During the years I was Mr. Harding's sweetheart, I always, even from the first, helped my mother financially. Mr. Harding used to say, "Let's take a taxi to such-and-such a place," but I would say, "Let's walk," and he very often accused me affectionately of wanting to save that money so that I could send it to my mother. Of course it would not have been possible for me to send her anything had it not been for his generosity, and he was glad, more than glad, as he told me repeatedly, to make it possible so long as no comment was made or no wonder excited. When I started to work in the United States Steel Corporation my salary was $16, and my room rent $4 per week, and it was obviously impossible for me to do much on the balance.

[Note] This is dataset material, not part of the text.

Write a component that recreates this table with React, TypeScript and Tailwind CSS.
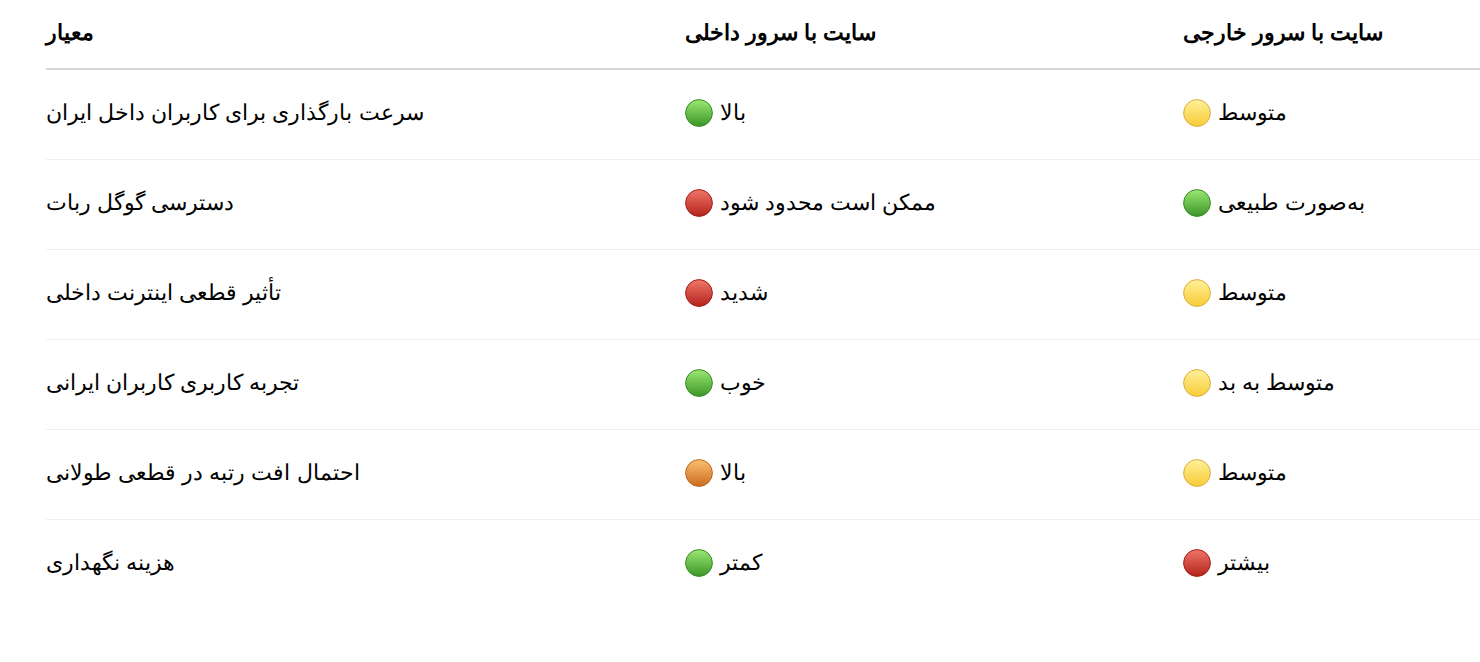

Mr. Harding was always interested, and very sympathetic toward the position in which my mother had suddenly found herself upon father's death. He has often said to me, "Nan, dearest, you know how much I would like to help you to make it easier for your mother, don't you?" I surely did. Often also he expressed the feeling that Howard, my younger brother, should be bearing the heavy load of responsibility. "He should be the bread-winner, Nan," Mr. Harding would say to me. But "Doc," as we called him, was scarcely more than a child, with far less sense of responsibility toward the family than had Elizabeth and I, both his seniors.